It looks as if GlaxoSmithKline's ($GSK) Advair could finally get some real competition. Swedish regulators have approved a knock-off version of the asthma drug, which brought in more than $8 billion in 2010 sales for GSK, paving the way for it to be sold in Germany, Italy, Portugal, Hungary and the Czech and Slovak Republics, Reuters reports.
The new version, made by Greece's Elpen, has been on sale in that company's home market since 2009 under the brand name Rolenium. It hasn't captured much market share there--just 9 percent, Reuters finds, while GSK holds onto 43 percent of that business.
And GSK is downplaying the idea that it will make big inroads anywhere else. That's because the delivery device is quite different from Advair's. Elpen's version requires patients to load a blister strip containing the two active ingredients. GSK's Seretide Accuhaler/Diskus--sold as Advair Diskus in some markets--is a dry powder inhaler, a spokesman noted. "[I]t is substantially different from the Elpen device," a company spokesman told Reuters. "GSK therefore believes the products would not be substitutable."

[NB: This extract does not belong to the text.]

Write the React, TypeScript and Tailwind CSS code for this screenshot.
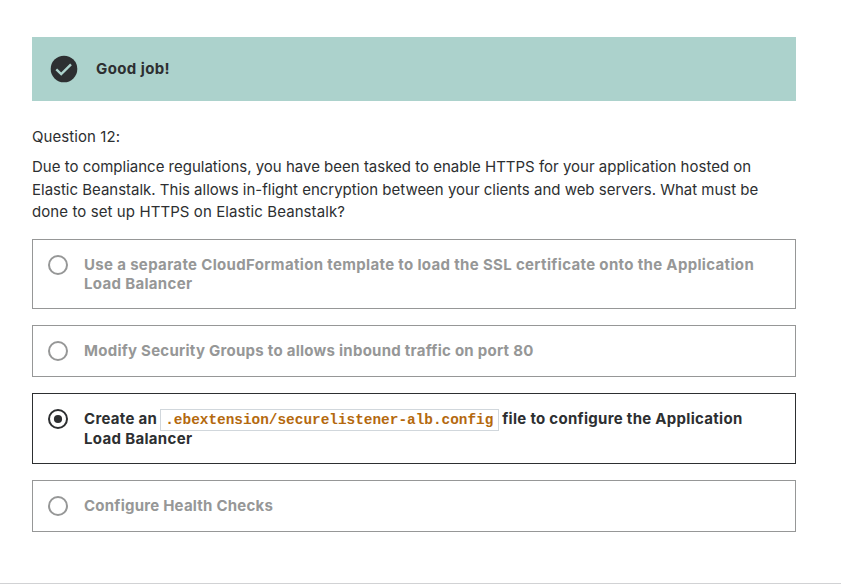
import React from "react";

const sans = "font-['Inter','Liberation_Sans',sans-serif]";

function Radio({ checked }: { checked?: boolean }) {
  return (
    <svg viewBox="0 0 20 20" className="h-5 w-5 shrink-0" fill="none">
      <circle cx="10" cy="10" r="9" stroke="currentColor" strokeWidth="2" />
      {checked && <circle cx="10" cy="10" r="4.1" fill="currentColor" />}
    </svg>
  );
}

function Option({
  checked,
  height,
  children,
}: {
  checked?: boolean;
  height: string;
  children: React.ReactNode;
}) {
  const tone = checked ? "border-[#2d2f31] text-[#2d2f31]" : "border-[#969797] text-[#969797]";
  return (
    <li className={`flex items-start gap-4 border px-[15px] pt-[15px] ${height} ${tone}`}>
      <Radio checked={checked} />
      <div className="text-[15px] leading-[19px] font-bold whitespace-nowrap">{children}</div>
    </li>
  );
}

export default function App() {
  return (
    <div className={`h-[584px] overflow-hidden border-b border-[#d1d2d4] bg-white pt-[37px] pl-8 text-[#2d2f31] ${sans}`}>
      <main className="w-[764px]">
        <div className="flex h-16 items-center bg-[#acd2cc] pl-[18px]">
          <svg viewBox="0 0 28 28" className="h-7 w-7">
            <circle cx="14" cy="14" r="13.3" fill="#2d2f31" />
            <path d="M6.3 14.4l4.9 4.7 9.8-9.8" fill="none" stroke="#acd2cc" strokeWidth="2.4" />
          </svg>
          <span className="ml-[18px] text-[15px] font-bold tracking-[0.4px]">Good job!</span>
        </div>
        <div className="mt-[25px] text-[15px] leading-[22px] tracking-[0.08px]">Question 12:</div>
        <div className="mt-2 text-[15px] whitespace-nowrap">
          <div className="leading-[22px]">Due to compliance regulations, you have been tasked to enable HTTPS for your application hosted on</div>
          <div className="leading-6 tracking-[-0.01px]">Elastic Beanstalk. This allows in-flight encryption between your clients and web servers. What must be</div>
          <div className="pb-[2px] leading-[19px] tracking-[0.09px]">done to set up HTTPS on Elastic Beanstalk?</div>
        </div>
        <ul className="mt-4 flex flex-col gap-4">
          <Option height="h-[70px]">
            <div className="tracking-[0.335px]">Use a separate CloudFormation template to load the SSL certificate onto the Application</div>
            <div className="tracking-[0.32px]">Load Balancer</div>
          </Option>
          <Option height="h-[52px]">
            <span className="tracking-[0.26px]">Modify Security Groups to allows inbound traffic on port 80</span>
          </Option>
          <Option checked height="h-[71px]">
            <div className="flex h-5 items-start">
              <span className="tracking-[0.3px]">Create an</span>
              <code className="ml-[3px] flex h-[22px] w-[339px] shrink-0 items-center border border-[#d1d7dc] pl-[4px] font-['Liberation_Mono',monospace] text-[14.4px] text-[#b4690e]">
                .ebextension/securelistener-alb.config
              </code>
              <span className="ml-[3px] tracking-[0.29px]">file to configure the Application</span>
            </div>
            <div className="tracking-[0.32px]">Load Balancer</div>
          </Option>
          <Option height="h-[52px]">
            <span className="tracking-[0.23px]">Configure Health Checks</span>
          </Option>
        </ul>
      </main>
    </div>
  );
}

And "substitutable" is a keyword. If generic knock-offs aren't deemed freely exchangable with the branded versions, they have to be prescribed by name. That could definitely hinder Elpen's ability to compete with the Advair brand.
GSK CEO Andrew Witty (photo) has been promising that this sort of problem--along with the technical challenges of coming up with a workable delivery device--offers a measure of protection for his branded drug. Other versions from bigger generics makers are waiting in the wings, however, so that protection may not last long.